Work in Progress: Visualization
Recall that our text-only score intuitively evaluates the degree to which the CLIP model understands a concept and how well it separates the target class from neighboring classes.
I want to create some visualizations to see what the classes with the lowest text consistency scores can tell us:
In the following figures, I plot the images of the class with the lowest text consistency score and the class they are most likely to be predicted as, in a left vs. right manner. Additionally, I indicate their accuracy and text consistency score above each pair.
Ideally, we want to determine why a class is misclassified: is it because the CLIP model doesn't understand the concept of the class, or because it can't distinguish the class from its neighboring classes? Or maybe both?
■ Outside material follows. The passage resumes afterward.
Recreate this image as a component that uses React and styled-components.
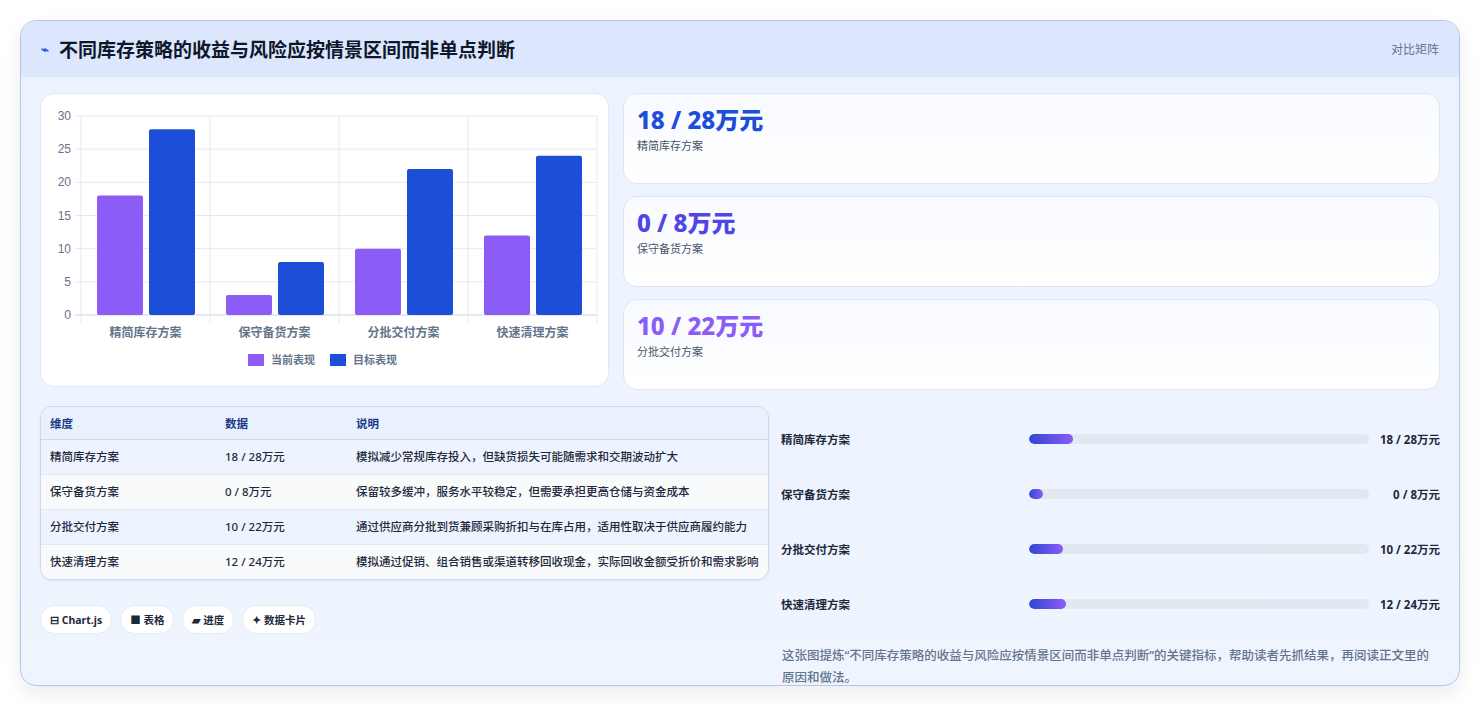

Example of Lack of Knowledge
Let's start with a patch of plot of the Flower102 dataset (The complete high-resolution plot is available at: https://github.com/ywugwu/CSCI-6212/blob/main/_posts/imgs2/Flower102_lowest_type_1_plus_2_plus_3_text_consistency_score.png?raw=true):
We plot the images of the class that has the lowest text consistency score vs the images that're mostly predicted by CLIP:
The two flowers do not look similar, but CLIP most likely predicts the left red flowers as the right purple flowers. Intuitively, CLIP understands the right purple flower quite well, as it has a high text consistency score and accuracy. In addition, the red flower doesn't look similar to the purple flower. Seemingly, the left red flower is misclassified because CLIP can't understand what it is.
Example of Appearance Confusion (Need More Scores to Support)
Next, let's look at an example from the Stanford Dogs dataset: these two dogs are, in my opinion, misclassified because they are so similar in appearance. We can also see their text consistency score, and accuracy are similar.
Our consistency score is composed of summing different text consistency scores: at least we have a semantic understanding score and a class confusion score. I think I should also indicate the separate text consistency scores, as they could explain a lot.